Camaraderie, joy and a love of the game is what drew Tove Crosswell to football.
It is also why she started her coaching journey.
Crosswell is the coach of Singleton FC’s senior women’s team as well as the Strikers’ under-10 JDL side.
Her dual coaching appointments are the next chapter of Crosswell’s life in football, which started as a young girl in Denmark.
“I grew up in a small village of about 2,000 people. But football is so much bigger in Denmark that we had girls-only teams, I never played in a mixed team,” Crosswell said.
“I always played and loved it. I’ve played for the last 35 years. I haven’t stopped. Even when I’ve had a break like when I had my children I would dream about football while I was away.”
Tove then moved to New Zealand with her husband before relocating to Singleton about 10 years ago.
The first thing she did was find herself a football club.
After a handful of false starts with other coaches, eventually Tove took up the responsibility with Singleton’s women’s side.
Then, halfway through last season, an opportunity arose to take on coaching the club’s HIT Northern League One under-14s team.
Tove will coach Singleton’s under-10s JDL team this year.
“It took a little while for me to become a coach. For many years in New Zealand I was asked to do it but I know how important it is to have a really great coach and I just didn’t have the confidence yet,” Crosswell said.
“I really like training the girls. I’m still passionate about having good training sessions. It’s just hard to get started when you don’t have the confidence because in my thoughts I know what I’m doing because I’ve played, but how do I teach others?
“Then I found out about things like [NNSWF] coaching courses and resources and it was exactly what I needed. It gave me great confidence and knowledge to be able to help others.”
Learning the ropes
Crosswell was also acknowledged as a recipient of NNSWF’s C-Licence Scholarship for Women last year, which she started in January and will finish this month.
“It was overwhelming to be chosen.

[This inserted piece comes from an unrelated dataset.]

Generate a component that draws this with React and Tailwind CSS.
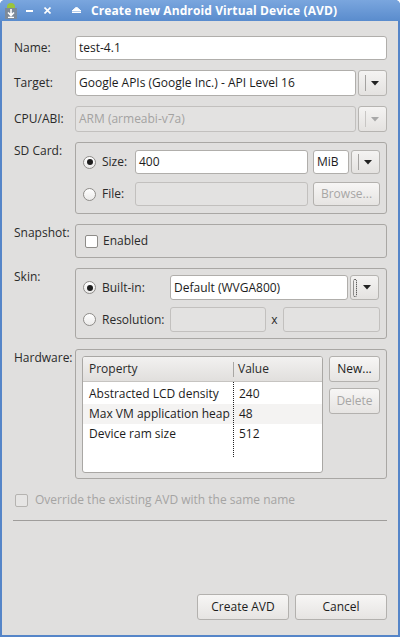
import React from 'react';

const font = { fontFamily: '"Open Sans", "DejaVu Sans", sans-serif' };

const Arrow = ({ disabled }) => (
  <svg width="8" height="5" viewBox="0 0 8 5">
    <path d="M0 0 H8 L4 4.5 Z" fill={disabled ? '#a8a8a8' : '#222'} />
  </svg>
);

const DropButton = ({ disabled, dotted }) => (
  <div className="w-[29px] h-full flex items-center rounded-[3px] border border-[#b6b4b1] bg-gradient-to-b from-[#f4f3f2] to-[#e4e2e0]">
    {dotted ? (
      <div className="ml-[2px] w-[4px] h-[18px] border border-dotted border-[#333] rounded-[2px]" />
    ) : (
      <div className={`ml-[6px] w-px h-[16px] ${disabled ? 'bg-[#c8c6c4]' : 'bg-[#a4a2a0]'}`} />
    )}
    <div className="flex-1 flex justify-center pr-[2px]">
      <Arrow disabled={disabled} />
    </div>
  </div>
);

const Field = ({ children, disabled, className = '' }) => (
  <div
    className={`h-full shrink-0 flex items-center px-[3px] rounded-[3px] border ${
      disabled ? 'bg-[#e3e2e1] border-[#c2c0be] text-[#a3a2a1]' : 'bg-white border-[#b0aeab] text-[#1c1c1c]'
    } ${className}`}
  >
    {children}
  </div>
);

const Radio = ({ checked }) => (
  <div className="w-[13px] h-[13px] shrink-0 rounded-full border border-[#8e8c89] bg-gradient-to-b from-white to-[#ebeae9] flex items-center justify-center">
    {checked && <div className="w-[6px] h-[6px] rounded-full bg-[#1e1e1e]" />}
  </div>
);

const Check = ({ disabled }) => (
  <div className={`w-[13px] h-[13px] shrink-0 rounded-[2px] border ${disabled ? 'border-[#b5b3b0] bg-[#e6e5e4]' : 'border-[#8e8c89] bg-white'}`} />
);

const Button = ({ children, disabled, className = '' }) => (
  <div
    className={`flex items-center justify-center rounded-[3px] border border-[#b3b1ae] bg-gradient-to-b from-[#f7f6f5] to-[#e6e4e2] ${
      disabled ? 'text-[#a7a6a5]' : 'text-[#1c1c1c]'
    } ${className}`}
  >
    {children}
  </div>
);

const Label = ({ children, className = '' }) => (
  <div className={`w-[73px] shrink-0 pl-[12px] whitespace-nowrap text-[#2a2a2a] ${className}`}>{children}</div>
);

const Group = ({ label, children, className = '' }) => (
  <div className="flex">
    <Label>{label}</Label>
    <div className={`w-[312px] shrink-0 rounded-[3px] border border-[#a9a7a4] ${className}`}>{children}</div>
  </div>
);

export default function App() {
  return (
    <div className="w-[400px] h-[637px] bg-[#5585c8] rounded-t-[5px] flex flex-col text-[12px]" style={font}>
      {/* title bar */}
      <div className="h-[21px] rounded-t-[5px] bg-gradient-to-b from-[#7aa6de] to-[#5a8ccd] flex items-center text-white">
        <div className="ml-[5px] w-[12px] h-[17px] flex flex-col">
          <div className="h-[6px] flex justify-center">
            <div className="w-[8px] h-[5px] mt-[1px] rounded-t-[4px] bg-[#9ac43b]" />
          </div>
          <div className="h-[11px] bg-[#7d8a99] flex items-center justify-center">
            <svg width="8" height="9" viewBox="0 0 8 9">
              <path d="M4 0 V6 M1 3.5 L4 6.5 L7 3.5 M1 8.5 H7" stroke="#fff" strokeWidth="1.6" fill="none" />
            </svg>
          </div>
        </div>
        <div className="ml-[9px] w-[7px] h-[2px] bg-white" />
        <svg className="ml-[11px]" width="7" height="7" viewBox="0 0 7 7">
          <path d="M0.5 0.5 L6.5 6.5 M6.5 0.5 L0.5 6.5" stroke="#fff" strokeWidth="1.6" />
        </svg>
        <svg className="ml-[21px]" width="9" height="7" viewBox="0 0 9 7">
          <path d="M4.5 0 L9 4 H0 Z M0 5.5 H9" stroke="#fff" strokeWidth="1" fill="#fff" />
        </svg>
        <span className="ml-[10px] font-bold text-[12px] tracking-[0.1px]">Create new Android Virtual Device (AVD)</span>
      </div>

      {/* body */}
      <div className="flex-1 mx-[2px] mb-[2px] bg-[#e0dfde] flex flex-col">
        <div className="flex items-center mt-[15px] h-[24px]">
          <Label>Name:</Label>
          <Field className="w-[312px]">test-4.1</Field>
        </div>

        <div className="flex items-center mt-[10px] h-[26px]">
          <Label>Target:</Label>
          <Field className="w-[281px]">Google APIs (Google Inc.) - API Level 16</Field>
          <div className="ml-[2px] h-full">
            <DropButton />
          </div>
        </div>

        <div className="flex items-center mt-[10px] h-[26px]">
          <Label>CPU/ABI:</Label>
          <Field disabled className="w-[281px]">ARM (armeabi-v7a)</Field>
          <div className="ml-[2px] h-full">
            <DropButton disabled />
          </div>
        </div>

        <div className="mt-[10px]">
          <Group label="SD Card:" className="px-[6px] py-[7px] flex flex-col gap-[8px]">
            <div className="flex items-center h-[24px]">
              <div className="w-[53px] flex items-center gap-[6px] pl-[1px]">
                <Radio checked />
                <span className="text-[#2a2a2a]">Size:</span>
              </div>
              <Field className="w-[173px]">400</Field>
              <Field className="ml-[5px] w-[36px]">MiB</Field>
              <div className="ml-[2px] h-[24px]">
                <DropButton />
              </div>
            </div>
            <div className="flex items-center h-[24px]">
              <div className="w-[53px] flex items-center gap-[6px] pl-[1px]">
                <Radio />
                <span className="text-[#2a2a2a]">File:</span>
              </div>
              <Field disabled className="w-[173px]" />
              <Button disabled className="ml-[5px] w-[67px] h-full">Browse...</Button>
            </div>
          </Group>
        </div>

        <div className="mt-[10px]">
          <Group label="Snapshot:" className="h-[34px] flex items-center pl-[9px] gap-[5px]">
            <Check />
            <span className="text-[#2a2a2a]">Enabled</span>
          </Group>
        </div>

        <div className="mt-[10px]">
          <Group label="Skin:" className="px-[6px] py-[6px] flex flex-col gap-[7px]">
            <div className="flex items-center h-[25px]">
              <div className="w-[88px] flex items-center gap-[6px] pl-[1px]">
                <Radio checked />
                <span className="text-[#2a2a2a]">Built-in:</span>
              </div>
              <Field className="w-[178px]">Default (WVGA800)</Field>
              <div className="ml-[2px] h-full">
                <DropButton dotted />
              </div>
            </div>
            <div className="flex items-center h-[25px]">
              <div className="w-[88px] flex items-center gap-[6px] pl-[1px]">
                <Radio />
                <span className="text-[#2a2a2a]">Resolution:</span>
              </div>
              <Field disabled className="w-[96px]" />
              <span className="w-[17px] text-center text-[#2a2a2a]">x</span>
              <Field disabled className="w-[97px]" />
            </div>
          </Group>
        </div>

        <div className="mt-[10px]">
          <Group label="Hardware:" className="h-[130px] flex px-[6px] py-[6px]">
            <div className="w-[241px] h-[117px] rounded-[3px] border border-[#a9a7a4] bg-white flex flex-col overflow-hidden">
              <div className="h-[25px] shrink-0 flex items-center bg-gradient-to-b from-[#f2f1f0] to-[#e1dfdd] border-b border-[#c6c4c1] text-[#2a2a2a]">
                <div className="w-[151px] pl-[6px] border-r border-[#a9a7a4] h-[15px] flex items-center">Property</div>
                <div className="pl-[4px]">Value</div>
              </div>
              <div className="relative flex-1">
                {[
                  ['Abstracted LCD density', '240', 'bg-white'],
                  ['Max VM application heap size', '48', 'bg-[#f4f3f2]'],
                  ['Device ram size', '512', 'bg-white'],
                ].map(([p, v, bg]) => (
                  <div key={p} className={`h-[20px] first:mt-[2px] flex items-center text-[#1c1c1c] ${bg}`}>
                    <div className="w-[150px] shrink-0 pl-[6px] whitespace-nowrap overflow-hidden">{p}</div>
                    <div className="pl-[6px]">{v}</div>
                  </div>
                ))}
                <div className="absolute left-[150px] top-0 h-[75px] border-l border-dotted border-[#222]" />
              </div>
            </div>
            <div className="ml-[6px] flex flex-col gap-[6px]">
              <Button className="w-[51px] h-[26px]">New...</Button>
              <Button disabled className="w-[51px] h-[26px]">Delete</Button>
            </div>
          </Group>
        </div>

        <div className="mt-[12px] ml-[13px] flex items-center gap-[7px] text-[#a5a4a3]">
          <Check disabled />
          <span>Override the existing AVD with the same name</span>
        </div>

        <div className="mt-[11px] mx-[11px] h-px bg-[#9f9d9b]" />

        <div className="flex-1" />

        <div className="flex justify-end gap-[6px] mr-[11px] mb-[15px]">
          <Button className="w-[92px] h-[26px]">Create AVD</Button>
          <Button className="w-[92px] h-[26px]">Cancel</Button>
        </div>
      </div>
    </div>
  );
}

The information I’ve taken from that is amazing,” Crosswell said.
“Ash [Wilson, Newcastle Jets A-League Women’s coach] has done a couple of sessions and come over to show us how to do things.
“Other girls have been around NPL level but I haven’t really been at that level so it was cool to get all that information. All the things like how to set up a session. I can’t wait to go back and learn more and to take what I’ve learned to my teams.
“This has been really good. Exactly what I needed and with the resources out there it gives you so much confidence.”
Love of the game
For Tove, the reason she loves being a coach is the opportunity to give experiences to her players she too has enjoyed during her career.
“For me it’s the enjoyment of knowing myself how cool it is to have a really good session. You feel like you learn some things, you forget you’re running around. That euphoria of having so much fun regardless of being so tired. To have a good coach make you feel like that is really cool,” Crosswell said.
Crosswell said the most important step for anyone considering trying their hand at coaching was simply to have a go.
“Everyone is appreciative of the time you give. Just make sure you try and attend a course or check out the resources. Getting that little bit of background is so helpful in giving you an idea of what to do at training,” she said.
“That’s really what helped me and my confidence. It’s so much fun when parents and their kids come up to you just to tell you how much they are loving it.
“You want them to have that joy, especially during COVID times. You realise what life is like without sport and how much you miss it, the joy it can bring. It’s something to focus on rather than school or work.
“There must be more fun to life and a coach can really help bring that out. It makes such a difference when a coach is enthusiastic.”